If I were to find that my paycheck, supposed for the past twenty years to have been coming from my employers, is actually a carefully forged withdrawal from my wealthy aunt's bank account in Peoria—does that prove that my employer does not exist? It might prove my employer to be a different sort of entity than I had imagined him to be. (It says things about my aunt too.) It says things about my situation (Why am I working for these dudes if they're not paying?) and my mental endowments (What kind of chump was I not to figure this out before?). It does not prove that my employer is not real.
Of course, if the only grounds for assuming my employer existed were my paychecks and my work—no doubt a Jabez Wilson sort of job—then I might begin rightly to doubt my employer's existence. If the only grounds for belief in God were arguments from design, I might rightly begin to doubt God's existence. (See the sad story of Michael Behe's son Leo.) But while design arguments can be useful, the real arguments for God's existence are much deeper and more abstract and more difficult—though also ultimately, for those who can grasp them, safer.

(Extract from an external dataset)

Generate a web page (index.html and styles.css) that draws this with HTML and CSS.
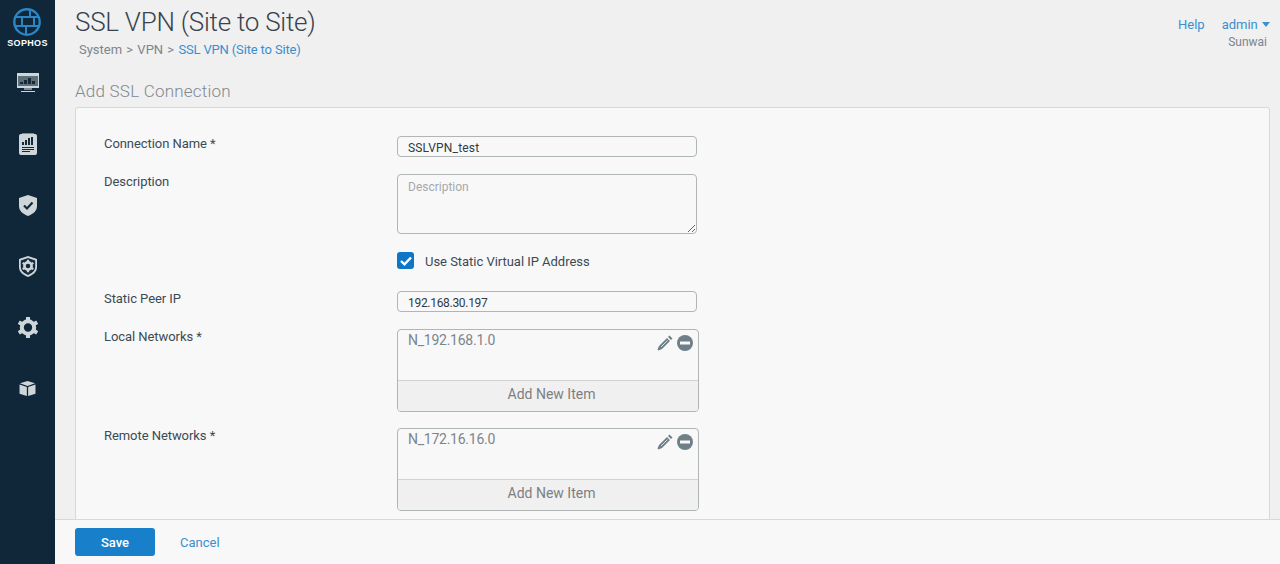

Scientists prefer the simple, elegant, one-answer solution; and evolution in the hands of an adept reductive evolutionist can look like such a solution. Anyone who looks at the real world, however, knows that ours is not an elegant universe. It is a world of mislaid parts, repeats, coincidences, and accidents: a land of quirks as well as quarks. This messiness has been used as evidence that design arguments are fundamentally flawed; after all, what rational creator would be so frivolous, so wasteful, so readily seduced by the superfluous? Indeed, a machinist creator would not be. But all artists are lovers of superfluity.

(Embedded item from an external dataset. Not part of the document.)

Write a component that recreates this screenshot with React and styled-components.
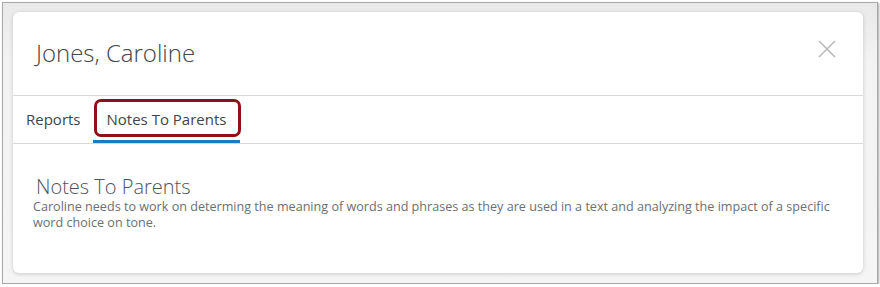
import React from "react";
import styled, { createGlobalStyle } from "styled-components";

const GlobalStyle = createGlobalStyle`
  html, body {
    margin: 0;
    padding: 0;
    background: #ffffff;
    font-family: "Open Sans", "Liberation Sans", sans-serif;
  }
`;

const Frame = styled.div`
  box-sizing: border-box;
  margin: 2px 0 0 2px;
  width: 876px;
  height: 282px;
  border: 1px solid #a8a8a8;
  box-shadow: 1px 1px 2px rgba(0, 0, 0, 0.35);
  background: linear-gradient(180deg, #e9e9e9 0px, #f3f3f3 60px, #f5f5f5 100%);
  padding: 9px 0 0 10px;
`;

const Modal = styled.div`
  position: relative;
  width: 850px;
  height: 261px;
  background: #ffffff;
  border-radius: 6px;
  box-shadow: 0 1px 4px rgba(0, 0, 0, 0.18);
  display: flex;
  flex-direction: column;
`;

const Header = styled.div`
  height: 83px;
  display: flex;
  align-items: center;
  justify-content: space-between;
  padding: 0 26px 0 23px;
  border-bottom: 1px solid #d6d9dc;
`;

const Title = styled.h1`
  margin: 0 0 2px 0;
  font-size: 24px;
  font-weight: 300;
  color: #40454b;
`;

const Close = styled.button`
  border: 0;
  background: none;
  padding: 0;
  width: 20px;
  height: 20px;
  margin-top: -10px;
  cursor: pointer;
`;

const TabBar = styled.div`
  height: 47px;
  display: flex;
  align-items: stretch;
  gap: 12px;
  padding-left: 13px;
  border-bottom: 1px solid #d6d9dc;
`;

const Tab = styled.div`
  position: relative;
  display: flex;
  align-items: center;
  padding: 0 ${(p) => (p.$active ? "14px" : "0")};
  font-size: 15px;
  color: #3f454b;
  border-bottom: 3px solid ${(p) => (p.$active ? "#1b7cc1" : "transparent")};
  padding-top: 2px;
`;

const Callout = styled.span`
  position: absolute;
  left: 1px;
  top: 3px;
  width: 147px;
  height: 38px;
  box-sizing: border-box;
  border: 3px solid #8e1117;
  border-radius: 7px;
`;

const Body = styled.div`
  padding: 31px 20px 0 20px;
`;

const SectionTitle = styled.h2`
  margin: 0 0 0 3px;
  font-size: 20px;
  font-weight: 300;
  color: #4f545a;
  line-height: 24px;
`;

const Note = styled.p`
  margin: 0;
  font-size: 12.6px;
  line-height: 16px;
  color: #6a6f74;
`;

const CloseIcon = () => (
  <svg width="20" height="20" viewBox="0 0 20 20">
    <path d="M2 2 L18 18 M18 2 L2 18" stroke="#b9b9b9" strokeWidth="1.6" fill="none" />
  </svg>
);

export default function App() {
  return (
    <>
      <GlobalStyle />
      <Frame>
        <Modal>
          <Header>
            <Title>Jones, Caroline</Title>
            <Close aria-label="Close">
              <CloseIcon />
            </Close>
          </Header>
          <TabBar>
            <Tab>Reports</Tab>
            <Tab $active>
              Notes To Parents
              <Callout />
            </Tab>
          </TabBar>
          <Body>
            <SectionTitle>Notes To Parents</SectionTitle>
            <Note>
              Caroline needs to work on determing the meaning of words and phrases as they are used in a text and
              analyzing the impact of a specific word choice on tone.
            </Note>
          </Body>
        </Modal>
      </Frame>
    </>
  );
}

Of course, nothing I've said here proves that God does exist; it only goes to show that the logic of evolutionary reductionism is flawed. The resistance to a multi-causal universe, the affection for simplicity displayed by so many scientists, is nothing more than that—an affection. No doubt it was useful for surviving those old days in the bush to assume that the simplest explanations were the right ones. No doubt it was convenient. Unfortunately, just being convenient don't make a thing so. It behooves anyone who cares about truth to remember that the more we look at the world the more we find that Life and reality are, like our little-l lives, complicated.
1 comment:
I think you point toward the basic problem many of these reductionists have in your third-to-last paragraph:
They refuse to admit the existence of what they cannot imagine. By this method the soul becomes the body, final cause becomes material or formal, virtues become emotions, metaphysics becomes physics, and God becomes man.